Face unlock is an engineering system that lets a phone recognize its owner by measuring the shape and features of a face. Instead of only taking a normal photo, many advanced phones project invisible infrared light and sense how it reflects back. This matters because it combines optics, sensors, computer vision, and security in a device small enough to fit in a pocket.
The goal is fast access for the user while making it difficult for someone else to trick the system.
Key Facts
- Infrared light used in face unlock is usually invisible to human eyes but detectable by phone sensors.
- A dot projector can place thousands of tiny IR dots on a face to measure its 3D shape.
- Depth can be estimated from geometry: distance = speed of light x time / 2 for time-of-flight systems.

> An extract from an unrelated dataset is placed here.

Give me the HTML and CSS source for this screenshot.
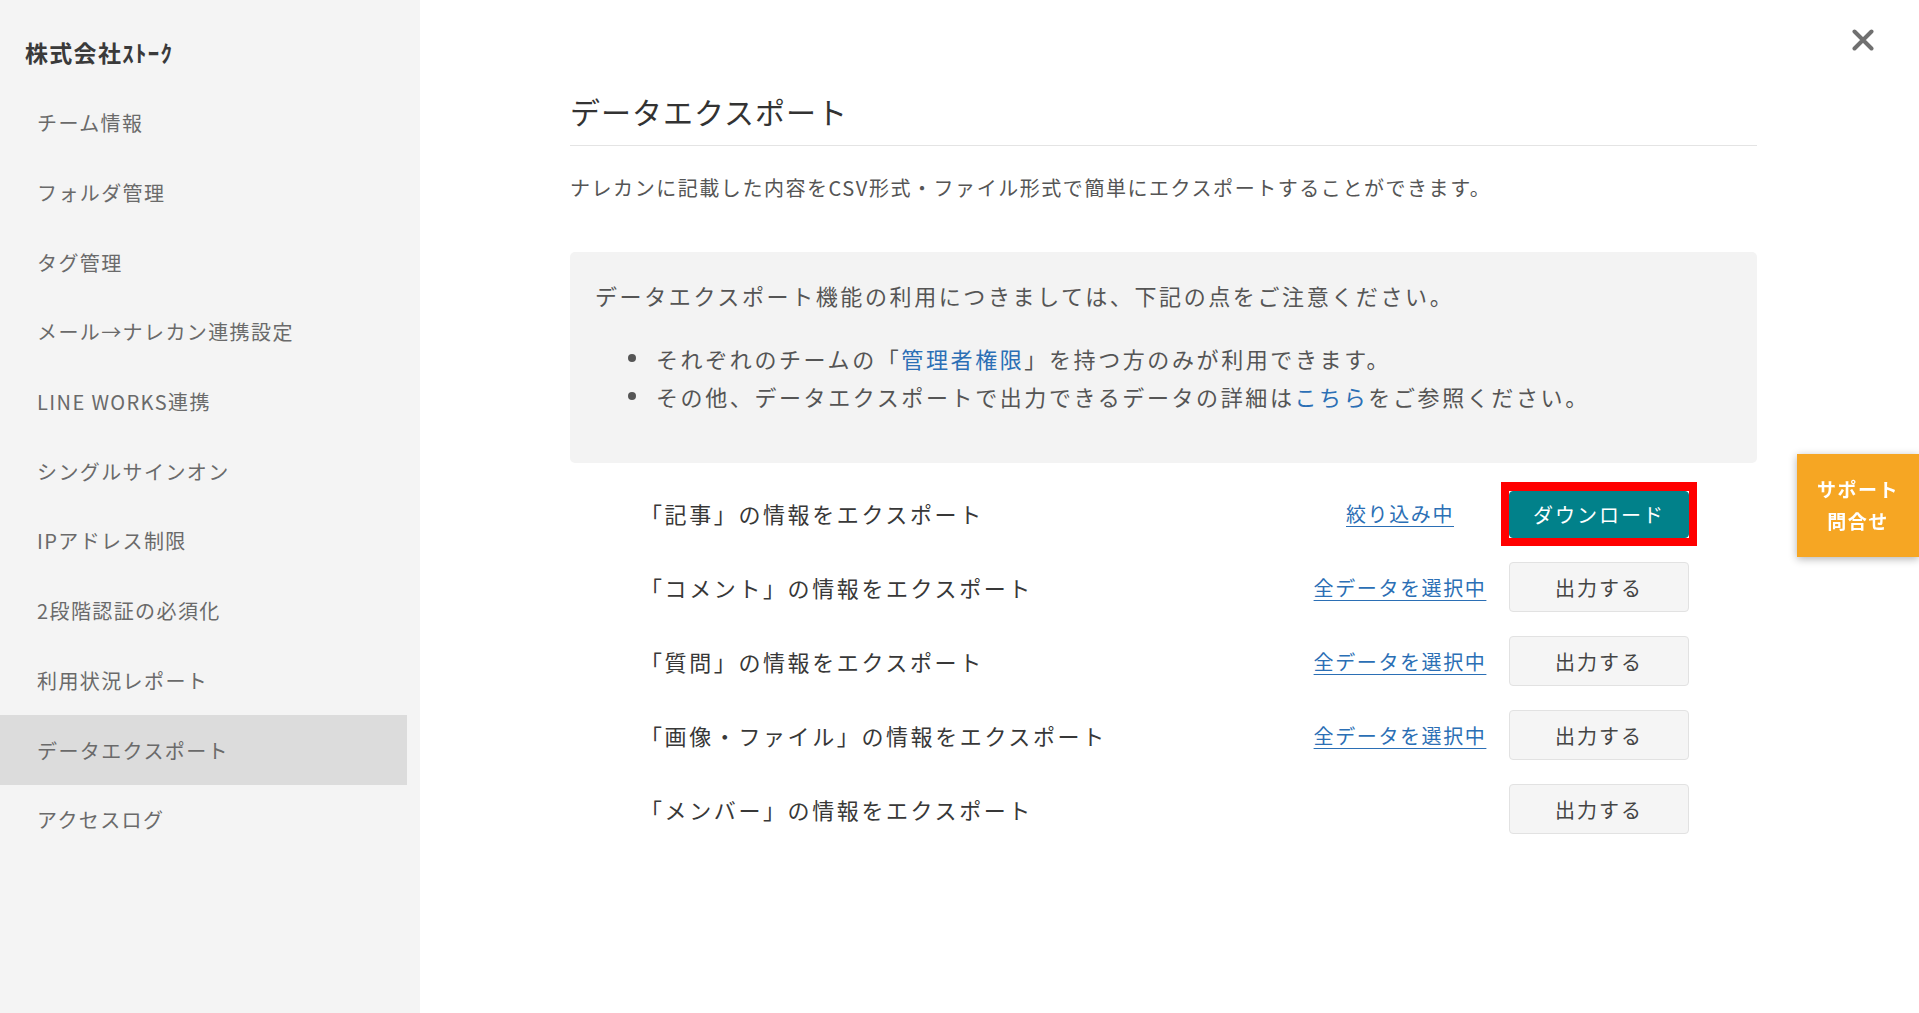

- A neural network compares the live face scan with a stored mathematical face model, not just a simple picture.
- 3D face unlock can work in the dark because it brings its own infrared light source.
- Security systems often use a match score, and unlock happens only if score >= threshold.
Vocabulary
- Infrared light
- Infrared light is electromagnetic radiation with wavelengths longer than visible red light, often used by sensors because people cannot see it.
- Dot projector
- A dot projector is a tiny device that shines a pattern of infrared dots onto a face so a camera can measure surface shape.
- Depth map
- A depth map is a data image in which each point stores how far that part of the face is from the camera.
- Neural network
- A neural network is a computer model that learns patterns from data and can compare a new face scan to a stored face model.
- Biometric security
- Biometric security uses body features such as a face, fingerprint, or iris to identify a person.
Common Mistakes to Avoid
- Thinking face unlock is just a selfie is wrong because secure systems often use infrared sensors and 3D depth data, not only a color image.
- Assuming a printed photo can always fool face unlock is wrong because depth sensing and liveness checks can detect that a flat picture lacks 3D structure.
- Believing the phone stores your exact face photo is wrong because many systems store a mathematical template or model that is used for comparison.
- Ignoring lighting conditions is a mistake because normal cameras need visible light, while infrared-based systems can work in darkness by projecting their own light.
Practice Questions
- 1 A face unlock sensor projects 30,000 infrared dots over a face. If 24,000 dots are clearly detected, what percent of the projected dots were detected?
- 2 A time-of-flight sensor measures that infrared light takes 4.0 x 10^-9 s to travel to a point on a face and return. Using speed of light = 3.0 x 10^8 m/s, how far away is that point?
- 3 Explain why a 3D infrared depth map makes face unlock harder to fool with a flat photograph than a normal camera image would.